Lessons in Trump's Victory for the Opposition in Malaysia?

Lessons in Trump's Victory for the Opposition in Malaysia?

What you need to know

It was anger and total distrust against the establishment that got people to vote Trump as their next president. Malaysia can learn from that, writes opposition MP Charles Santiago.

The people of America have spoken. Their choice of their new president is shocking to many, but we need to respect their choice.

President-elect Donald Trump ran a campaign of fear and hate, spewing venom against people of colour, immigrants, the lesbian, gay, bisexual and transgender (LGBT) community, Muslims and showing total disrespect to women.

But if we look closely, we would realise that beneath all those hard words was a direct message to the poor, blue collar workers who are struggling to feed their families, terrified of losing their jobs, afraid they can't provide a future for their children, or pay their medical bills.

Essentially, Trump the "outsider" successfully tapped people’s anger against Washington’s establishment politics.

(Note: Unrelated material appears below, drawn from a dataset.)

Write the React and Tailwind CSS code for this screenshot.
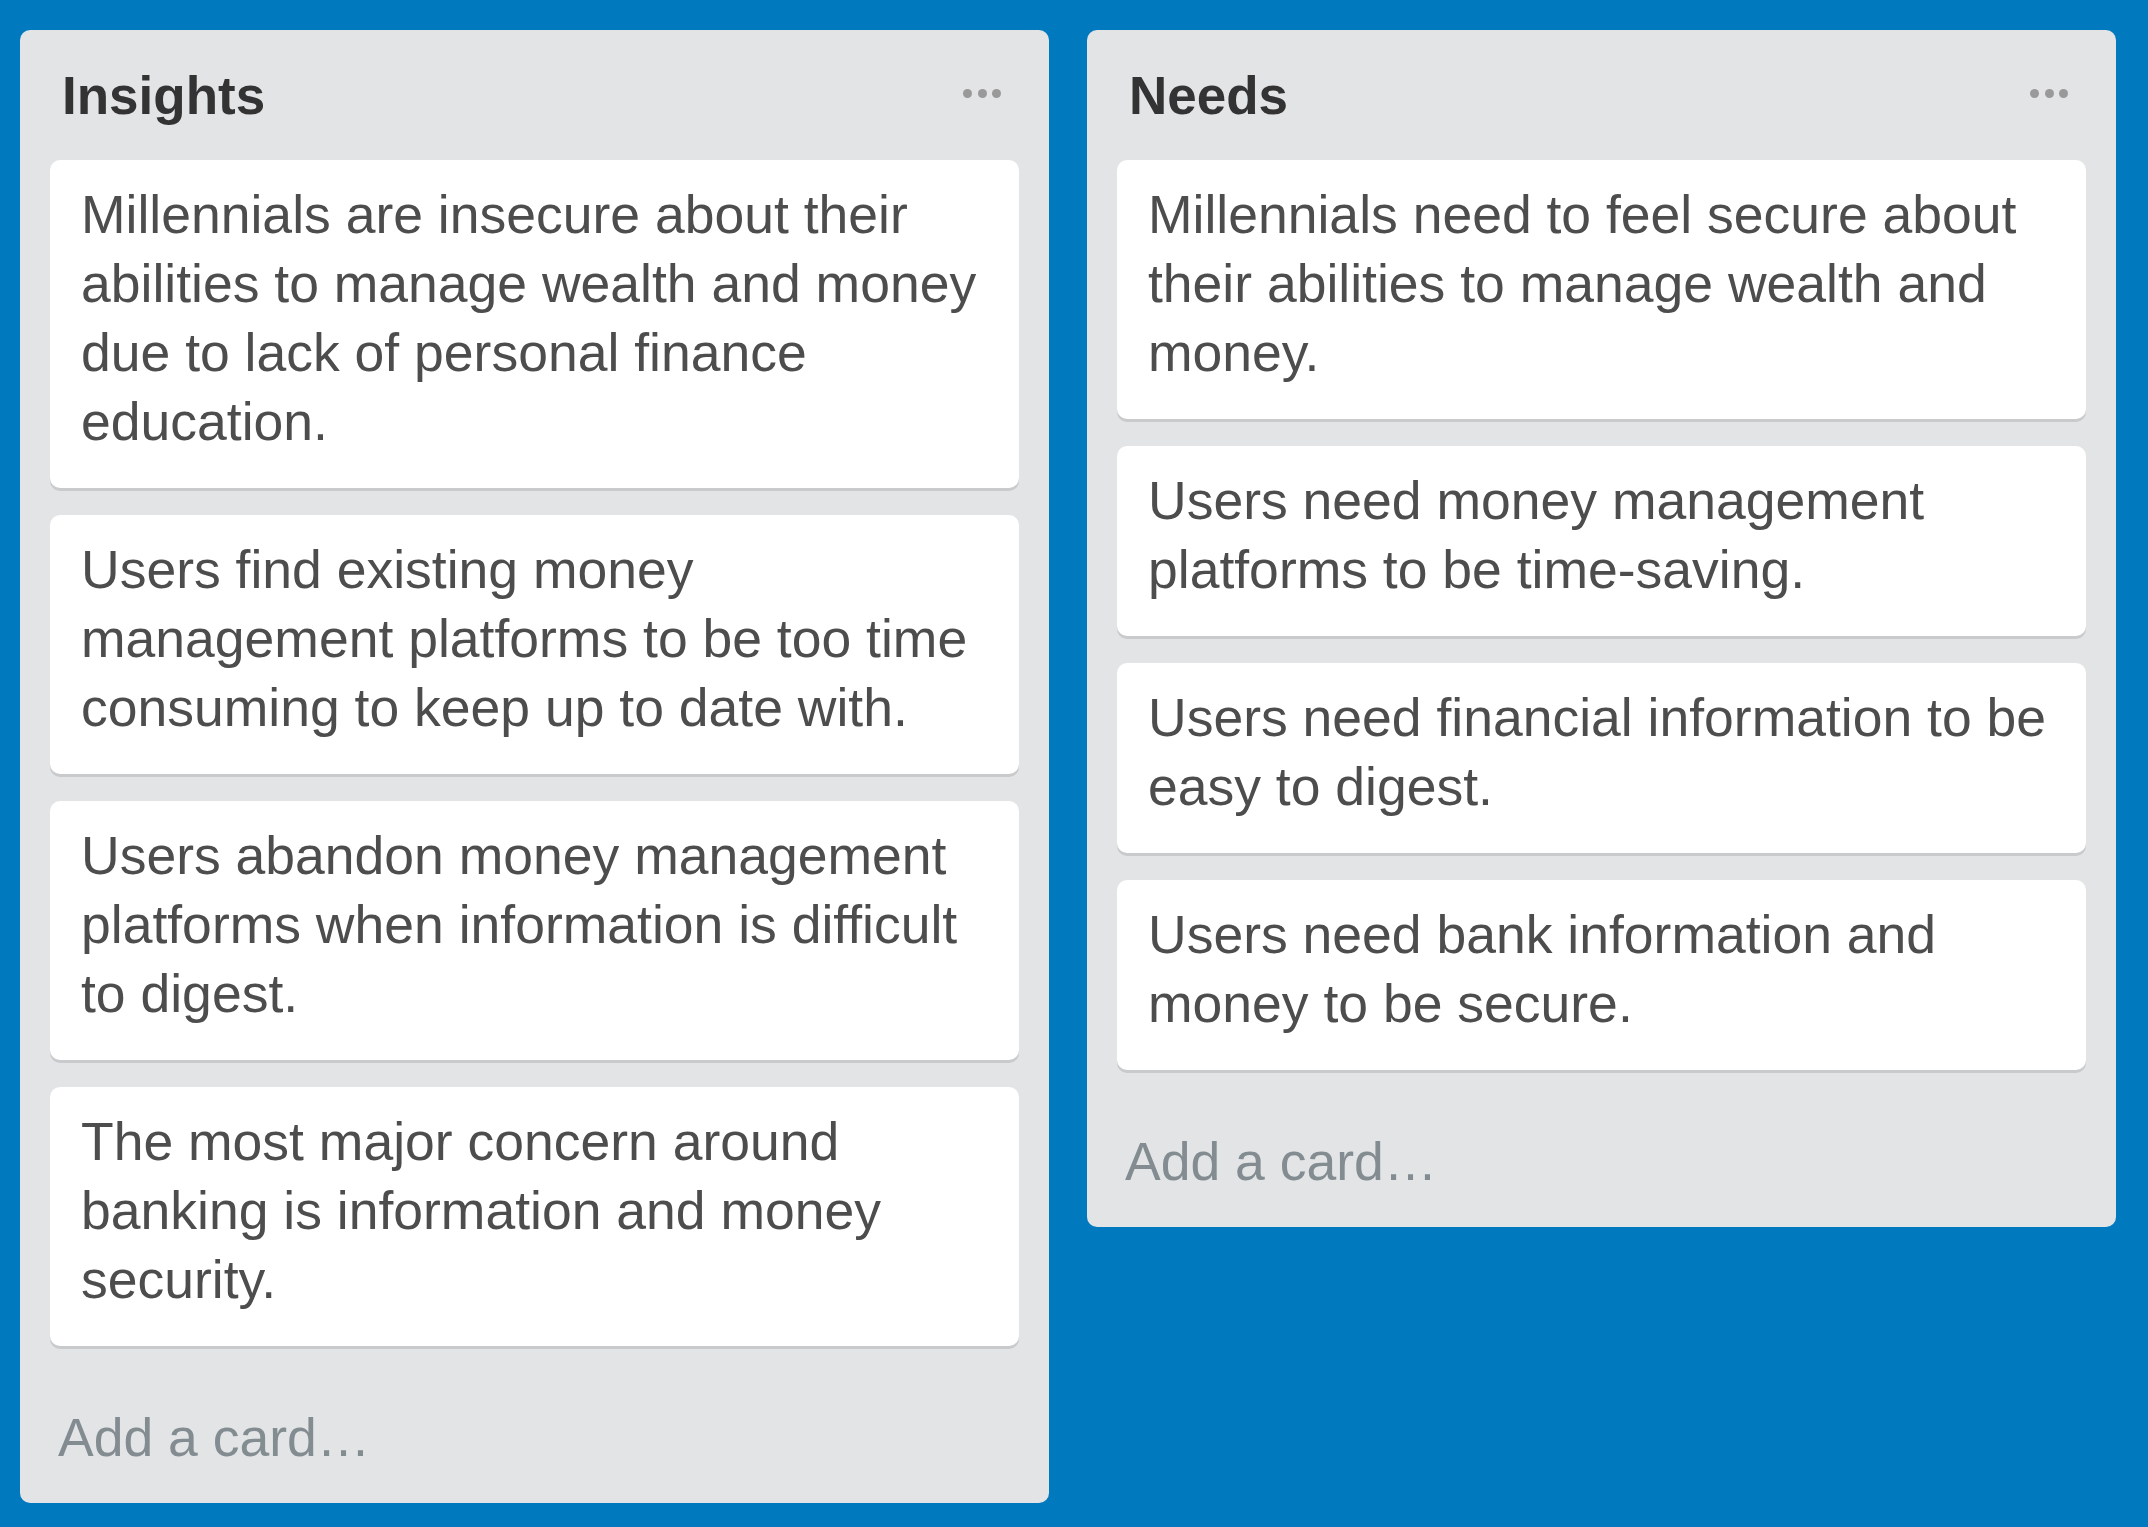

There is a lesson to be learnt here, for the opposition in Malaysia as well.

Despite former prime minister Dr Mahathir Mohamad building a force to oust Prime Minister Najib Abdul Razak, nothing worked.

U.S. President Barack Obama went out on a limb to campaign for Secretary Hillary Clinton and yet she was wiped out.

It was anger and total distrust against the establishment that got people to vote Trump as their next president.

Likewise, we, the opposition, need to engage with people on the ground and tailor policies that will look into their day-to-day grievances.

We need to understand their aspirations and hope and ensure our governance can make that happen.

It is important to make the masses understand the implications of pressing issues, such as 1Malaysia Development Bhd or rampant corruption or price increases, including the impending debt crisis. And there is an urgent need to make inroads into rural communities.

Just like Trump, the Umno-led BN government has always capitalised on fear politics to keep Malaysians divided.

The middle and working class Malaysians are also fed up with the ruling elite. They do not trust the government rhetoric, but are fearful that an opposition-led federal government may not work for them as a result of its constant bickering.

To break this vicious cycle, the opposition needs to show unity and that it will protect the interest of the rakyat and offer solutions to resolving problems facing the people.

This would certainly break Umno's rule, which is already shaky.